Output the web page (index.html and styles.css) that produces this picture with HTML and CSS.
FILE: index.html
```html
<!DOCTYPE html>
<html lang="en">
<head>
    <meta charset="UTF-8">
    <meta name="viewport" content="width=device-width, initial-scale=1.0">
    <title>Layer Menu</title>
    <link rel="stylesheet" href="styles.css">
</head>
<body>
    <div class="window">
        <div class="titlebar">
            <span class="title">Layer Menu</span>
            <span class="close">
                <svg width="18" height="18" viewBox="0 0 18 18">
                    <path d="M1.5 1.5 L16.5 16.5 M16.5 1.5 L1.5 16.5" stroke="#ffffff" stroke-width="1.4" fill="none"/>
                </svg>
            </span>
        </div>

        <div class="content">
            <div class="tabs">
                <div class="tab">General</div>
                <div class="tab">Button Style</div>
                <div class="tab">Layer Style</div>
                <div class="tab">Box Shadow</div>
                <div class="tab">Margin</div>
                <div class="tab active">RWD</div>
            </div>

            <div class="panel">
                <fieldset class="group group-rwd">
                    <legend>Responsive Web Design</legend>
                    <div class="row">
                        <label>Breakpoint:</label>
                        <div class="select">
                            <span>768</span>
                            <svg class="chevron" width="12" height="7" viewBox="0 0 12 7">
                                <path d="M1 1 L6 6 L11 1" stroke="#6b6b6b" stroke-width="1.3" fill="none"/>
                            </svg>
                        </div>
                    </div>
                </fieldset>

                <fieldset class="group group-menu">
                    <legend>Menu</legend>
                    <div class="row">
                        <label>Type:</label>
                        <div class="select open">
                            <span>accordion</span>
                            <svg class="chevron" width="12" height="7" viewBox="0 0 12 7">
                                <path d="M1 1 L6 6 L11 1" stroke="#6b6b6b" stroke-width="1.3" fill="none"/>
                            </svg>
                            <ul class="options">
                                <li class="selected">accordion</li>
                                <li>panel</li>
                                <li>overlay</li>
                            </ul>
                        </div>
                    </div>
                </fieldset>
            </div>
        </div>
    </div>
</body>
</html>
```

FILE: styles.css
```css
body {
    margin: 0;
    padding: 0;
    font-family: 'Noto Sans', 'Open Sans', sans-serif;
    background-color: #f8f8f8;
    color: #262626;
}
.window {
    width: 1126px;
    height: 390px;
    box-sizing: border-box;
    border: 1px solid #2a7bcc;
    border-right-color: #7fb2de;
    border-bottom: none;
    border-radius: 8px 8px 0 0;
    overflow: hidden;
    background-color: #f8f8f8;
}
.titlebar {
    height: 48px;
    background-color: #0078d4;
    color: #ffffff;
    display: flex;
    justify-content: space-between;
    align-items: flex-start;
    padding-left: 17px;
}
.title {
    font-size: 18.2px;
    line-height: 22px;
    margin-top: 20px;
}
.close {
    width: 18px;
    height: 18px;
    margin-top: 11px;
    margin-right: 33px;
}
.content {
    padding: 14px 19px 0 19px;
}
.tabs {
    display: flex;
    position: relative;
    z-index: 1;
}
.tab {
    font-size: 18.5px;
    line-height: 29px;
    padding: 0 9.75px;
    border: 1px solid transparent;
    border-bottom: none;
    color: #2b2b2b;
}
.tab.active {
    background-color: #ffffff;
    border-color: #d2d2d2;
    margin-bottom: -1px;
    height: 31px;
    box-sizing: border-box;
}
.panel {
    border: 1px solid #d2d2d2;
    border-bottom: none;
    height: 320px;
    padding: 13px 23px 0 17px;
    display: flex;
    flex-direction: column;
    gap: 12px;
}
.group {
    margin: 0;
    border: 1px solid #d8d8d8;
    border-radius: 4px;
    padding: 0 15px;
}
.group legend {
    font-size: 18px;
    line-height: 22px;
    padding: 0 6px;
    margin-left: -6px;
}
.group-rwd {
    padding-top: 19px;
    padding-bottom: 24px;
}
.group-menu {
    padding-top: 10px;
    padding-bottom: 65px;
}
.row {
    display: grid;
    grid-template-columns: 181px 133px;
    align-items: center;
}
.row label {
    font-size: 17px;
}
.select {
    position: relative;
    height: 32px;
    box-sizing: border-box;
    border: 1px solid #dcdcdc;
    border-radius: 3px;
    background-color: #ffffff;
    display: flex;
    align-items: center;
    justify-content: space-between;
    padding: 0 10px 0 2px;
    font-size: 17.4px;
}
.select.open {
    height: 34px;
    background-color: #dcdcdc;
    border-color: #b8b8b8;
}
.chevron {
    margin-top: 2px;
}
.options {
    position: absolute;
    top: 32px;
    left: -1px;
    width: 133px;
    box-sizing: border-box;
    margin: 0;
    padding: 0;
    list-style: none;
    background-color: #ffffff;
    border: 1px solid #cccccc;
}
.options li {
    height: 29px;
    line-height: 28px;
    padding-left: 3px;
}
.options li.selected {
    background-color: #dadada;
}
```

### Aim
Output the full listing without altering anything.

### Written response
Output the web page (index.html and styles.css) that produces this picture with HTML and CSS.
FILE: index.html
```html
<!DOCTYPE html>
<html lang="en">
<head>
    <meta charset="UTF-8">
    <meta name="viewport" content="width=device-width, initial-scale=1.0">
    <title>Layer Menu</title>
    <link rel="stylesheet" href="styles.css">
</head>
<body>
    <div class="window">
        <div class="titlebar">
            <span class="title">Layer Menu</span>
            <span class="close">
                <svg width="18" height="18" viewBox="0 0 18 18">
                    <path d="M1.5 1.5 L16.5 16.5 M16.5 1.5 L1.5 16.5" stroke="#ffffff" stroke-width="1.4" fill="none"/>
                </svg>
            </span>
        </div>

        <div class="content">
            <div class="tabs">
                <div class="tab">General</div>
                <div class="tab">Button Style</div>
                <div class="tab">Layer Style</div>
                <div class="tab">Box Shadow</div>
                <div class="tab">Margin</div>
                <div class="tab active">RWD</div>
            </div>

            <div class="panel">
                <fieldset class="group group-rwd">
                    <legend>Responsive Web Design</legend>
                    <div class="row">
                        <label>Breakpoint:</label>
                        <div class="select">
                            <span>768</span>
                            <svg class="chevron" width="12" height="7" viewBox="0 0 12 7">
                                <path d="M1 1 L6 6 L11 1" stroke="#6b6b6b" stroke-width="1.3" fill="none"/>
                            </svg>
                        </div>
                    </div>
                </fieldset>

                <fieldset class="group group-menu">
                    <legend>Menu</legend>
                    <div class="row">
                        <label>Type:</label>
                        <div class="select open">
                            <span>accordion</span>
                            <svg class="chevron" width="12" height="7" viewBox="0 0 12 7">
                                <path d="M1 1 L6 6 L11 1" stroke="#6b6b6b" stroke-width="1.3" fill="none"/>
                            </svg>
                            <ul class="options">
                                <li class="selected">accordion</li>
                                <li>panel</li>
                                <li>overlay</li>
                            </ul>
                        </div>
                    </div>
                </fieldset>
            </div>
        </div>
    </div>
</body>
</html>
```

FILE: styles.css
```css
body {
    margin: 0;
    padding: 0;
    font-family: 'Noto Sans', 'Open Sans', sans-serif;
    background-color: #f8f8f8;
    color: #262626;
}
.window {
    width: 1126px;
    height: 390px;
    box-sizing: border-box;
    border: 1px solid #2a7bcc;
    border-right-color: #7fb2de;
    border-bottom: none;
    border-radius: 8px 8px 0 0;
    overflow: hidden;
    background-color: #f8f8f8;
}
.titlebar {
    height: 48px;
    background-color: #0078d4;
    color: #ffffff;
    display: flex;
    justify-content: space-between;
    align-items: flex-start;
    padding-left: 17px;
}
.title {
    font-size: 18.2px;
    line-height: 22px;
    margin-top: 20px;
}
.close {
    width: 18px;
    height: 18px;
    margin-top: 11px;
    margin-right: 33px;
}
.content {
    padding: 14px 19px 0 19px;
}
.tabs {
    display: flex;
    position: relative;
    z-index: 1;
}
.tab {
    font-size: 18.5px;
    line-height: 29px;
    padding: 0 9.75px;
    border: 1px solid transparent;
    border-bottom: none;
    color: #2b2b2b;
}
.tab.active {
    background-color: #ffffff;
    border-color: #d2d2d2;
    margin-bottom: -1px;
    height: 31px;
    box-sizing: border-box;
}
.panel {
    border: 1px solid #d2d2d2;
    border-bottom: none;
    height: 320px;
    padding: 13px 23px 0 17px;
    display: flex;
    flex-direction: column;
    gap: 12px;
}
.group {
    margin: 0;
    border: 1px solid #d8d8d8;
    border-radius: 4px;
    padding: 0 15px;
}
.group legend {
    font-size: 18px;
    line-height: 22px;
    padding: 0 6px;
    margin-left: -6px;
}
.group-rwd {
    padding-top: 19px;
    padding-bottom: 24px;
}
.group-menu {
    padding-top: 10px;
    padding-bottom: 65px;
}
.row {
    display: grid;
    grid-template-columns: 181px 133px;
    align-items: center;
}
.row label {
    font-size: 17px;
}
.select {
    position: relative;
    height: 32px;
    box-sizing: border-box;
    border: 1px solid #dcdcdc;
    border-radius: 3px;
    background-color: #ffffff;
    display: flex;
    align-items: center;
    justify-content: space-between;
    padding: 0 10px 0 2px;
    font-size: 17.4px;
}
.select.open {
    height: 34px;
    background-color: #dcdcdc;
    border-color: #b8b8b8;
}
.chevron {
    margin-top: 2px;
}
.options {
    position: absolute;
    top: 32px;
    left: -1px;
    width: 133px;
    box-sizing: border-box;
    margin: 0;
    padding: 0;
    list-style: none;
    background-color: #ffffff;
    border: 1px solid #cccccc;
}
.options li {
    height: 29px;
    line-height: 28px;
    padding-left: 3px;
}
.options li.selected {
    background-color: #dadada;
}
```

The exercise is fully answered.